Monday, July 9, 2012

It's summertime and the reading is easy...and kinda sleazy

I have no problem admitting this--when the temperature reached 84 degrees inside my house, I put down the William Faulkner book I was dutifully trying to reread for the sake of my brain and reached for my latest fluff pick, Vixen by Jillian Larkin.  This book puts "historical fiction" in the camp of hot summer read!  The time is 1923, Chicago, land of flappers and mobsters, lavish parties and serious segregation, complete with flasks of whiskey in your garter and guns in your trunk.  Each chapter tells the story through alternating viewpoints of three young women; there's Gloria, the naive heiress engaged to the most sought after guy in the city, her jealous friend Lorraine, whose goal is to become the fiercest flapper around, and  "country cousin" Clara, who covers up a past more shocking than anyone could imagine.

Monday, July 2, 2012

Where Legends Are Born

In Legend by Marie Lu, the United States has split apart and the majority of it is now the Republic.
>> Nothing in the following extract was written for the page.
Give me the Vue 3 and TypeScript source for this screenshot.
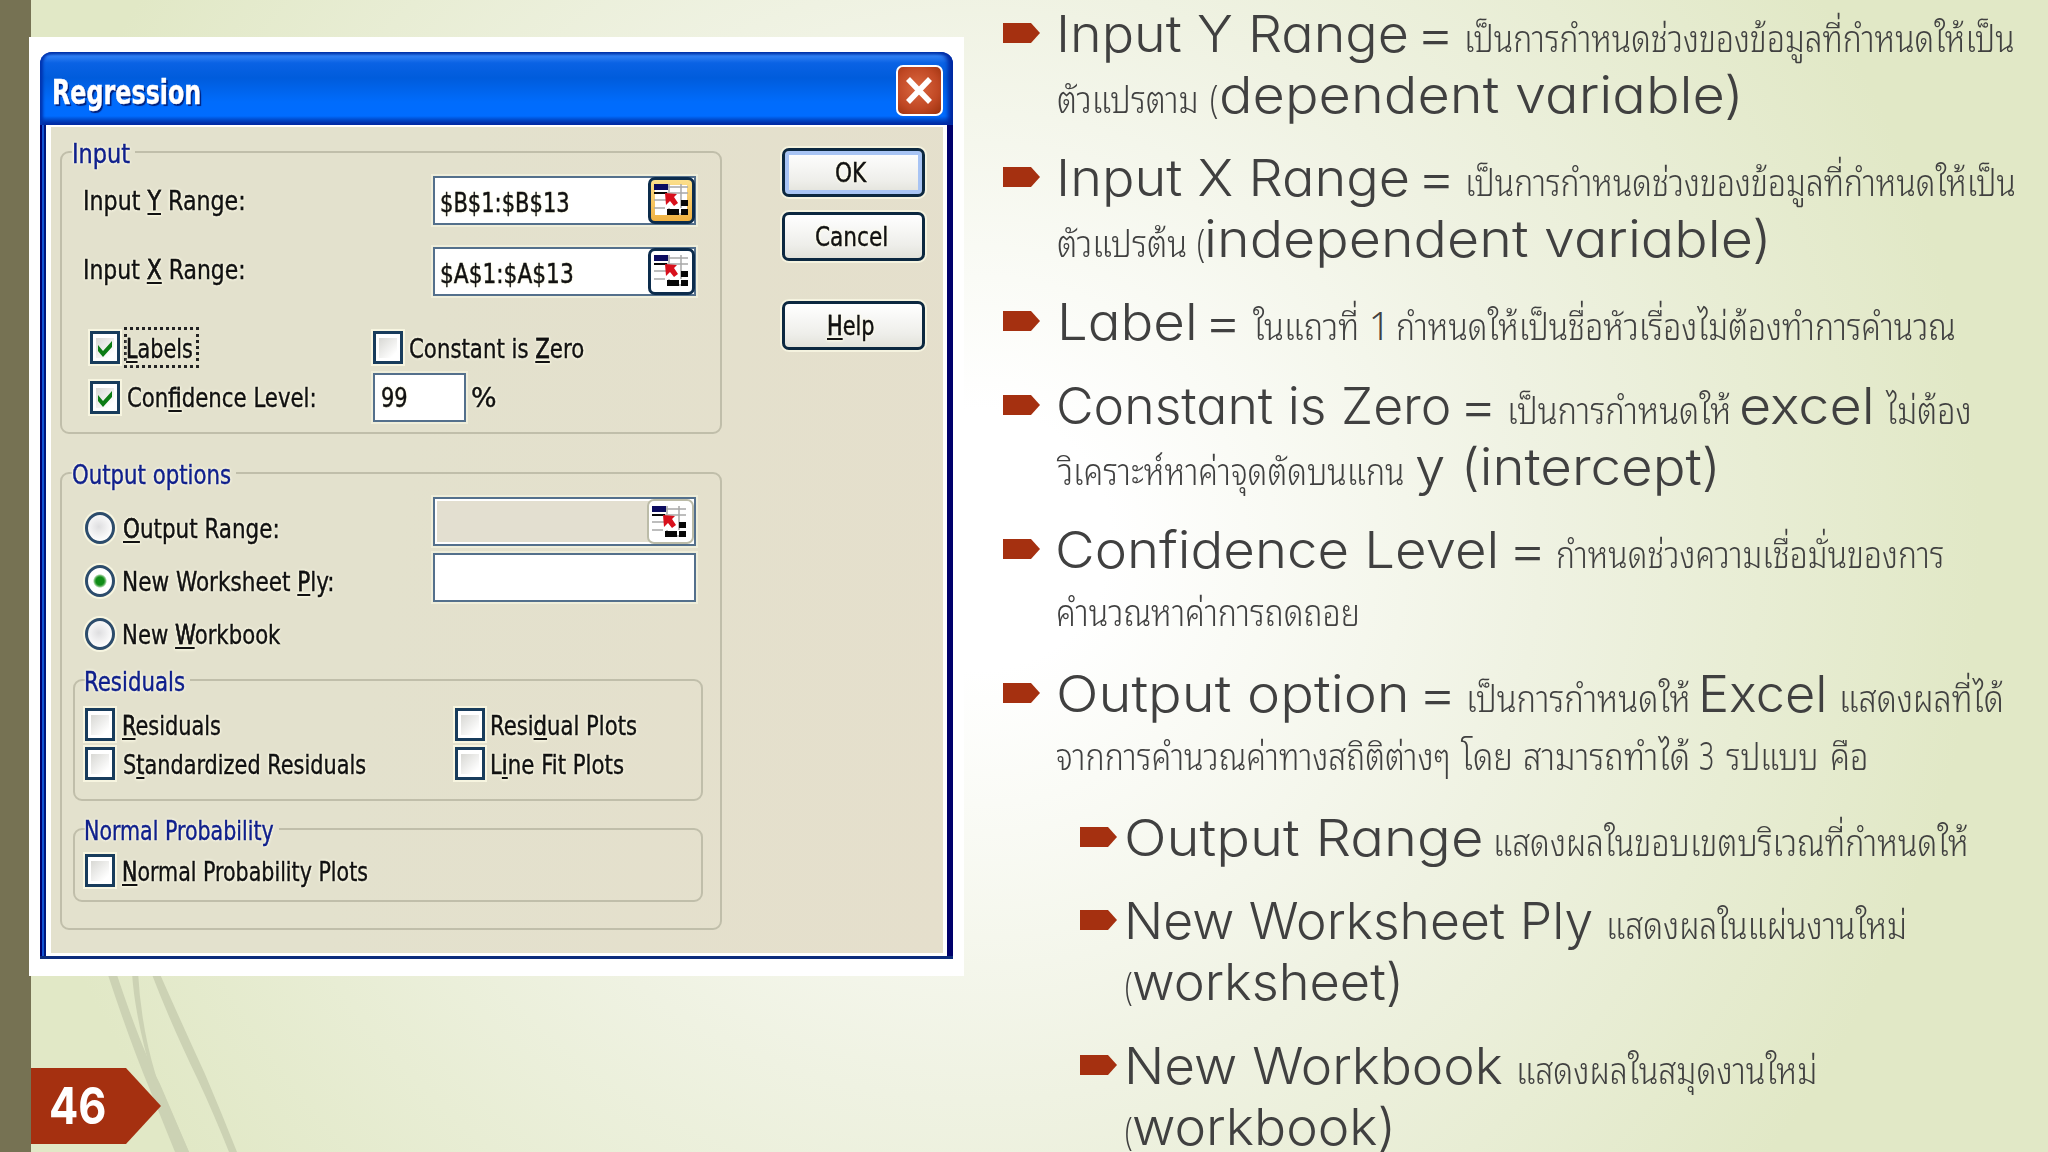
<script setup lang="ts">
import type { Directive } from 'vue'

interface Run {
  text: string
  from: number
  to: number
  thai?: boolean
}
interface Line {
  runs: Run[]
  raised?: boolean
}
interface Bullet {
  sub?: boolean
  lines: Line[]
}

const en = (text: string, from: number, to: number): Run => ({ text, from, to })
const th = (text: string, from: number, to: number): Run => ({ text, from, to, thai: true })

const bullets: Bullet[] = [
  {
    lines: [
      { runs: [en('Input Y Range', 1060.4, 1403.9), en('=', 1422.9, 1448.6), th('เป็นการกำหนดช่วงของข้อมูลที่กำหนดให้เป็น', 1467.5, 2013)] },
      { runs: [th('ตัวแปรตาม', 1057.5, 1196), th('(', 1210.5, 1217.5), en('dependent variable)', 1221, 1733.1)] },
    ],
  },
  {
    lines: [
      { runs: [en('Input X Range', 1060.4, 1405), en('=', 1423.9, 1449.6), th('เป็นการกำหนดช่วงของข้อมูลที่กำหนดให้เป็น', 1468.2, 2014)] },
      { runs: [th('ตัวแปรต้น', 1057.5, 1185), th('(', 1197.5, 1204.3), en('independent variable)', 1207.5, 1761.4)] },
    ],
  },
  {
    lines: [
      {
        runs: [
          en('Label', 1061.4, 1190.7),
          en('=', 1211, 1236),
          th('ในแถวที่', 1253.4, 1356.8),
          th('1', 1371.8, 1381.8),
          th('กำหนดให้เป็นชื่อหัวเรื่องไม่ต้องทำการคำนวณ', 1397.9, 1954.4),
        ],
      },
    ],
  },
  {
    lines: [
      {
        runs: [
          en('Constant is Zero', 1058.6, 1446.8),
          en('=', 1466.4, 1491.8),
          th('เป็นการกำหนดให้', 1510.5, 1730),
          en('excel', 1741.2, 1870.5),
          th('ไม่ต้อง', 1885.5, 1969.4),
        ],
      },
      { runs: [th('วิเคราะห์หาค่าจุดตัดบนแกน', 1056.8, 1403.2), en('y (intercept)', 1416.4, 1716)] },
    ],
  },
  {
    lines: [
      { runs: [en('Confidence Level', 1058.6, 1495.4), en('=', 1515, 1540.9), th('กำหนดช่วงความเชื่อมั่นของการ', 1557.7, 1943.2)] },
      { raised: true, runs: [th('คำนวณหาค่าการถดถอย', 1057.5, 1357.5)] },
    ],
  },
  {
    lines: [
      {
        runs: [
          en('Output option', 1058.9, 1405),
          en('=', 1424.6, 1450.4),
          th('เป็นการกำหนดให้', 1469.3, 1689),
          en('Excel', 1702, 1823.3),
          th('แสดงผลที่ได้', 1842.5, 2003),
        ],
      },
      {
        raised: true,
        runs: [
          th('จากการคำนวณค่าทางสถิติต่างๆ', 1056.8, 1447.9),
          th('โดย', 1460.4, 1511),
          th('สามารถทำได้', 1524.6, 1689),
          th('3', 1699.9, 1713.2),
          th('รปแบบ', 1726.5, 1816.3),
          th('คือ', 1831.4, 1866),
        ],
      },
    ],
  },
  {
    sub: true,
    lines: [{ runs: [en('Output Range', 1126.8, 1477.5), th('แสดงผลในขอบเขตบริเวณที่กำหนดให้', 1496, 1967)] }],
  },
  {
    sub: true,
    lines: [
      { runs: [en('New Worksheet Ply', 1128.2, 1591.9), th('แสดงผลในแผ่นงานใหม่', 1609, 1904.4)] },
      { runs: [th('(', 1125.7, 1132.1), en('worksheet)', 1132.9, 1399)] },
    ],
  },
  {
    sub: true,
    lines: [
      { runs: [en('New Workbook', 1128.2, 1501.8), th('แสดงผลในสมุดงานใหม่', 1519.2, 1814.9)] },
      { runs: [th('(', 1125.7, 1132.1), en('workbook)', 1132.9, 1391)] },
    ],
  },
]

const origin = (b: Bullet): number => (b.sub ? 1122 : 1054)
const gapBefore = (b: Bullet, line: Line, i: number): number =>
  line.runs[i].from - (i === 0 ? origin(b) : line.runs[i - 1].to)

// Fits the inked part of a text run to a width, [gap before it, width].
const context = document.createElement('canvas').getContext('2d')!
const vInk: Directive<HTMLElement, [number, number]> = {
  mounted(el, { value: [gap, width] }) {
    const style = getComputedStyle(el)
    context.font = `${style.fontWeight} ${style.fontSize} ${style.fontFamily}`
    const m = context.measureText(el.textContent ?? '')
    const natural = el.getBoundingClientRect().width
    const left = -m.actualBoundingBoxLeft
    const scale = width / (m.actualBoundingBoxRight - left)
    el.style.transform = `scaleX(${scale})`
    el.style.marginLeft = `${gap - scale * left}px`
    el.style.marginRight = `${width + scale * left - natural}px`
  },
}
</script>

<template>
  <main class="slide">
    <svg class="wisps" viewBox="0 0 300 180" width="300" height="180">
      <path d="M107 0 L116 0 Q142 78 160 112 L189 180 L175 180 Q160 143 150 118 Q130 70 107 0Z" />
      <path d="M132 0 L138 0 Q141 55 156 104 L189 180 L178 180 Q160 132 152 104 Q134 40 132 0Z" />
      <path d="M151 0 L159 0 Q182 52 205 102 Q222 142 237 180 L229 180 Q213 140 198 108 Q170 50 151 0Z" />
    </svg>
    <section class="left">
      <div class="picture">
        <div class="dialog">
          <header class="title">
            <span v-ink="[8, 146]" class="t">Regression</span>
            <div class="close">
              <svg viewBox="0 0 40 44" width="40" height="44"><path d="M9 11 L31 34 M31 11 L9 34" /></svg>
            </div>
          </header>
          <div class="body">
            <div class="sections">
              <div class="group input">
                <div class="legend"><span v-ink="[2, 56]" class="t">Input</span></div>
                <div class="row r1">
                  <span v-ink="[23, 159]" class="t">Input <u>Y</u> Range:</span>
                  <div class="field ref">
                    <span v-ink="[6, 128]" class="t">$B$1:$B$13</span>
                    <div class="pick hot">
                      <svg viewBox="0 0 36 36" width="36" height="36">
                        <path class="grid" d="M1 5H35M1 11H35M1 18H17M1 26H12M28 2V26M16 2V10M16 32H34M16 26V33" />
                        <path class="navy" d="M1 2H15V8H1Z" /><path class="blk" d="M1 10H14V12H1ZM28 18H35V24H28ZM14 27H26V33H14ZM28 27H35V33H28Z" />
                        <path class="arrow" d="M12 11L24 12L21 15L25 21L21 24L17 19L13 23Z" />
                      </svg>
                    </div>
                  </div>
                </div>
                <div class="row r2">
                  <span v-ink="[23, 159]" class="t">Input <u>X</u> Range:</span>
                  <div class="field ref">
                    <span v-ink="[6, 132]" class="t">$A$1:$A$13</span>
                    <div class="pick">
                      <svg viewBox="0 0 36 36" width="36" height="36">
                        <path class="grid" d="M1 5H35M1 11H35M1 18H17M1 26H12M28 2V26M16 2V10M16 32H34M16 26V33" />
                        <path class="navy" d="M1 2H15V8H1Z" /><path class="blk" d="M1 10H14V12H1ZM28 18H35V24H28ZM14 27H26V33H14ZM28 27H35V33H28Z" />
                        <path class="arrow" d="M12 11L24 12L21 15L25 21L21 24L17 19L13 23Z" />
                      </svg>
                    </div>
                  </div>
                </div>
                <div class="row r3">
                  <div class="half">
                    <div class="check"><svg viewBox="0 0 24 26" width="24" height="26"><path d="M5 10 L10 16 L19 6 V12 L10 22 L5 16Z" /></svg></div>
                    <div class="focus"><span v-ink="[1, 65]" class="t"><u>L</u>abels</span></div>
                  </div>
                  <div class="check"></div>
                  <span v-ink="[7, 174]" class="t">Constant is <u>Z</u>ero</span>
                </div>
                <div class="row r4">
                  <div class="half">
                    <div class="check"><svg viewBox="0 0 24 26" width="24" height="26"><path d="M5 10 L10 16 L19 6 V12 L10 22 L5 16Z" /></svg></div>
                    <span v-ink="[8, 187]" class="t">Con<u>f</u>idence Level:</span>
                  </div>
                  <div class="field small"><span v-ink="[7, 25]" class="t">99</span></div>
                  <span v-ink="[6, 23]" class="t">%</span>
                </div>
              </div>

              <div class="group output">
                <div class="legend"><span v-ink="[1, 158]" class="t">Output options</span></div>
                <div class="targets">
                  <div class="radios">
                    <div class="row"><i class="radio"></i><span v-ink="[9, 154]" class="t"><u>O</u>utput Range:</span></div>
                    <div class="row"><i class="radio on"></i><span v-ink="[9, 209]" class="t">New Worksheet <u>P</u>ly:</span></div>
                    <div class="row"><i class="radio"></i><span v-ink="[9, 157]" class="t">New <u>W</u>orkbook</span></div>
                  </div>
                  <div class="boxes">
                    <div class="field off">
                      <div class="pick flat">
                        <svg viewBox="0 0 36 36" width="36" height="36">
                          <path class="grid" d="M1 5H35M1 11H35M1 18H17M1 26H12M28 2V26M16 2V10M16 32H34M16 26V33" />
                          <path class="navy" d="M1 2H15V8H1Z" /><path class="blk" d="M1 10H14V12H1ZM28 18H35V24H28ZM14 27H26V33H14ZM28 27H35V33H28Z" />
                          <path class="arrow" d="M12 11L24 12L21 15L25 21L21 24L17 19L13 23Z" />
                        </svg>
                      </div>
                    </div>
                    <div class="field"></div>
                  </div>
                </div>
                <div class="group residuals">
                  <div class="legend"><span v-ink="[1, 99]" class="t">Residuals</span></div>
                  <div class="row"><div class="check"></div><span v-ink="[9, 97]" class="t"><u>R</u>esiduals</span></div>
                  <div class="row"><div class="check"></div><span v-ink="[7, 145]" class="t">Resi<u>d</u>ual Plots</span></div>
                  <div class="row"><div class="check"></div><span v-ink="[9, 242]" class="t">S<u>t</u>andardized Residuals</span></div>
                  <div class="row"><div class="check"></div><span v-ink="[7, 132]" class="t">L<u>i</u>ne Fit Plots</span></div>
                </div>
                <div class="group normal">
                  <div class="legend"><span v-ink="[1, 188]" class="t">Normal Probability</span></div>
                  <div class="row"><div class="check"></div><span v-ink="[9, 244]" class="t"><u>N</u>ormal Probability Plots</span></div>
                </div>
              </div>
            </div>
            <div class="actions">
              <div class="btn primary"><span v-ink="[0, 31]" class="t">OK</span></div>
              <div class="btn"><span v-ink="[0, 71]" class="t">Cancel</span></div>
              <div class="btn help"><span v-ink="[0, 45]" class="t"><u>H</u>elp</span></div>
            </div>
          </div>
        </div>
      </div>
      <div class="page"><span v-ink="[20, 54]">46</span></div>
    </section>

    <ul class="notes">
      <li v-for="(b, n) in bullets" :key="n" :class="{ sub: b.sub }">
        <svg class="mark" viewBox="0 0 37 20" width="37" height="20"><path d="M0 0H28L37 10L28 20H0Z" /></svg>
        <div class="lines">
          <div v-for="(line, k) in b.lines" :key="k" class="line" :class="{ raised: line.raised }">
            <span
              v-for="(run, i) in line.runs"
              :key="i"
              v-ink="[gapBefore(b, line, i), run.to - run.from]"
              class="run"
              :class="{ thai: run.thai }"
            >{{ run.text }}</span>
          </div>
        </div>
      </li>
    </ul>
  </main>
</template>

<style>
body {
  margin: 0;
  overflow: hidden;
}
</style>

<style scoped>
.slide {
  position: relative;
  box-sizing: border-box;
  width: 2048px;
  height: 1152px;
  overflow: hidden;
  display: flex;
  padding-left: 29px;
  background:
    linear-gradient(#767253, #767253) 0 0 / 31px 100% no-repeat,
    radial-gradient(circle at 980px 540px, #fff 130px, #eff2e2 560px, #e1e8c6 1000px);
}
.wisps {
  position: absolute;
  left: 0;
  top: 972px;
  fill: #ccd2b4;
}
.left {
  position: relative;
  width: 935px;
  flex: none;
  padding-top: 37px;
}
.picture {
  box-sizing: border-box;
  height: 939px;
  padding: 15px 11px 17px;
  background: #fff;
}
.dialog {
  box-sizing: border-box;
  height: 907px;
  display: flex;
  flex-direction: column;
  border-bottom: 3px solid #0c2c7c;
  border-radius: 12px 12px 0 0;
  background: linear-gradient(90deg, #00006c 0 2px, #1254d4 2px 4px, #00187c 4px 6px, #fff 6px 907px, #00006c 907px);
}
.title {
  box-sizing: border-box;
  height: 73px;
  flex: none;
  display: flex;
  align-items: flex-start;
  justify-content: space-between;
  padding: 13px 10px 0 6px;
  border-radius: 12px 12px 0 0;
  background: linear-gradient(#0036a8 0, #2f80f4 4px, #0a62e4 11px, #005cdc 26px, #006cfc 50px, #006cff 64px, #0048c8 68px, #00249c 73px);
  box-shadow: inset 3px 0 3px #0034b0, inset -5px 0 4px #0028a0;
}
.title .t {
  margin-top: 3px;
  color: #fff;
  font: bold 33px/50px 'DejaVu Sans Condensed', 'DejaVu Sans', sans-serif;
  text-shadow: 2px 2px 1px #00207c;
}
.close {
  box-sizing: border-box;
  width: 47px;
  height: 51px;
  padding: 1px;
  border: 2px solid #fff;
  border-radius: 7px;
  background: radial-gradient(circle at 45% 45%, #dc6840, #c04824 60%, #98300c);
}
.close svg {
  fill: none;
  stroke: #fff;
  stroke-width: 5.5;
}
.body {
  flex: 1;
  display: flex;
  margin: 2px 10px 3px 11px;
  background: linear-gradient(100deg, #e3e1cd 40%, #e5dfcc 100%);
}
.sections {
  width: 662px;
  padding: 24px 0 0 9px;
}
.group {
  position: relative;
  box-sizing: border-box;
  border: 2px solid #c0beaa;
  border-radius: 9px;
}
.legend {
  position: absolute;
  left: 10px;
  top: -12px;
  display: flex;
  padding-right: 5px;
  background: #e3e1cd;
  line-height: 26px;
}
.t {
  display: block;
  flex: none;
  white-space: pre;
  transform-origin: 0 50%;
  color: #111;
  font: 26px/26px 'DejaVu Sans Condensed', 'DejaVu Sans', sans-serif;
  -webkit-text-stroke: 0.4px;
  text-shadow: 0 0 2px #fdfbe8, 0 0 3px #fdfbe8, 0 0 4px #fdfbe8;
}
.t u {
  text-decoration-thickness: 2px;
  text-underline-offset: 3px;
  text-decoration-skip-ink: none;
}
.legend .t {
  color: #10208c;
}
.row {
  display: flex;
  align-items: center;
}
.input {
  height: 283px;
  padding: 23px 24px 0 0;
}
.r1,
.r2,
.r4 {
  height: 49px;
}
.r2 {
  margin-top: 22px;
}
.r2 > .t {
  margin-bottom: 4px;
}
.r3 {
  height: 41px;
  margin-top: 31px;
}
.r3 > .t,
.focus .t {
  padding-top: 2px;
}
.r4 {
  margin-top: 5px;
}
.half {
  box-sizing: border-box;
  width: 311px;
  display: flex;
  align-items: center;
  padding-left: 28px;
}
.field {
  box-sizing: border-box;
  width: 263px;
  height: 49px;
  flex: none;
  display: flex;
  align-items: center;
  border: 2px solid #54708c;
  background: #fff;
  box-shadow: 0 0 0 2px #efeeda;
}
.ref .t {
  padding-top: 4px;
}
.ref {
  margin-left: auto;
}
.small {
  width: 93px;
}
.pick {
  box-sizing: border-box;
  width: 47px;
  height: 47px;
  margin-left: auto;
  margin-right: -1px;
  padding: 2px;
  border: 3px solid #0c2c4c;
  border-radius: 7px;
  background: #fff;
}
.hot {
  background: linear-gradient(#fce08c, #f0b040);
}
.hot svg {
  background: linear-gradient(#fff, #fff) 50% 50% / 32px 30px no-repeat;
}
.flat {
  margin-right: 0;
  height: 45px;
  border: 2px solid #bcbca8;
  padding: 3px 2px;
}
.pick svg {
  display: block;
}
.grid {
  fill: none;
  stroke: #a8a8a8;
  stroke-width: 1.5;
}
.navy {
  fill: #0c0c60;
}
.blk {
  fill: #080808;
}
.arrow {
  fill: #d8101c;
}
.off {
  background: #e3dfd0;
  box-shadow: inset 0 0 0 2px #fff, 0 0 0 2px #efeeda;
}
.check {
  box-sizing: border-box;
  width: 30px;
  height: 33px;
  flex: none;
  padding: 1px 0;
  border: 3px solid #183c5c;
  background: linear-gradient(135deg, #d8d8d4, #fff 85%) 50% 50% / 18px 20px no-repeat #fff;
  box-shadow: 0 0 0 2px #f7f5e0;
}
.check svg {
  display: block;
  fill: #0c7c14;
}
.focus {
  box-sizing: border-box;
  width: 75px;
  height: 41px;
  display: flex;
  align-items: center;
  margin-left: 4px;
  border: 3px dotted #222;
}
.output {
  height: 458px;
  margin-top: 38px;
}
.targets {
  display: flex;
  justify-content: space-between;
  height: 205px;
  padding-right: 24px;
}
.radios {
  padding: 37px 0 0 23px;
}
.radios .row {
  height: 33px;
  margin-bottom: 20px;
}
.boxes {
  display: flex;
  flex-direction: column;
  gap: 7px;
  padding-top: 23px;
}
.radio {
  box-sizing: border-box;
  width: 30px;
  height: 32px;
  border: 3px solid #2c4c6c;
  border-radius: 50%;
  background: radial-gradient(circle at 45% 45%, #dedee0, #fff 75%);
  box-shadow: 0 0 0 2px #f7f5e0;
}
.on {
  background: radial-gradient(circle, #108c18 0 4px, #6cb86c 5.5px, #fff 7px);
}
.residuals {
  display: grid;
  grid-template-columns: 370px 1fr;
  grid-auto-rows: 33px;
  row-gap: 6px;
  height: 122px;
  margin: 0 17px 0 11px;
  padding: 27px 0 0 10px;
}
.normal {
  height: 74px;
  margin: 27px 17px 0 11px;
  padding: 24px 0 0 10px;
}
.residuals .row .t,
.normal .row .t,
.radios .t {
  padding-top: 3px;
}
.actions {
  display: flex;
  flex-direction: column;
  gap: 15px;
  padding: 21px 0 0 60px;
}
.btn {
  box-sizing: border-box;
  width: 143px;
  height: 49px;
  display: flex;
  align-items: center;
  justify-content: center;
  padding: 1px 4px 0 0;
  border: 3px solid #0c2840;
  border-radius: 7px;
  background: linear-gradient(#fff, #eeeeea 70%, #e2e2da);
  box-shadow: 0 0 0 2px #f5f3df;
}
.primary {
  box-shadow: inset 0 0 0 4px #a8c4f4, 0 0 0 2px #f5f3df;
}
.help {
  margin-top: 25px;
}
.page {
  box-sizing: border-box;
  display: flex;
  width: 130px;
  height: 76px;
  margin: 92px 0 0 2px;
  background: #a53010;
  clip-path: polygon(0 0, 95px 0, 100% 50%, 95px 100%, 0 100%);
  color: #fff;
  font: bold 51px/76px Inter, sans-serif;
}
.page span {
  transform-origin: 0 50%;
}
.notes {
  list-style: none;
  margin: 0;
  padding: 3px 0 0 39px;
  display: flex;
  flex-direction: column;
  gap: 22.2px;
}
li {
  display: flex;
  align-items: flex-start;
  gap: 14px;
}
.sub {
  margin-left: 77px;
  gap: 5px;
}
.mark {
  flex: none;
  margin-top: 20px;
  fill: #a53010;
}
.line {
  display: flex;
  align-items: baseline;
  height: 61px;
  color: #404040;
  font: 51px/61px Inter, sans-serif;
}
.line::before {
  content: '\200b';
  width: 0;
}
.raised {
  margin-top: -2.5px;
  margin-bottom: 2.5px;
}
.run {
  flex: none;
  white-space: pre;
  line-height: 0;
  transform-origin: 0 50%;
  font-weight: 300;
  font-feature-settings: 'cv11';
}
.thai {
  font-family: 'Noto Sans Thai Looped', 'Noto Looped Thai', Loma, Garuda, 'Noto Sans Thai', 'Noto Sans', sans-serif;
  font-size: 38px;
  font-weight: 300;
}
</style>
Day is the Republic's most wanted criminal.  June is a military prodigy, living in the wealthiest circles. When June's brother is killed, Day becomes the prime suspect.  June wants revenge, so she puts her genius level skills to use to catch him.  What they discover is just how far the Republic is willing to go to hide its secrets.  

This was a fun read because each character starts out with very strong beliefs about their world.  As their perspectives change, they have to evaluate and adapt.  This really made the characters stand out.  As for story, there is action, betrayal, daring escapes, and a hint of romance to round it out.  This combination made for a great read.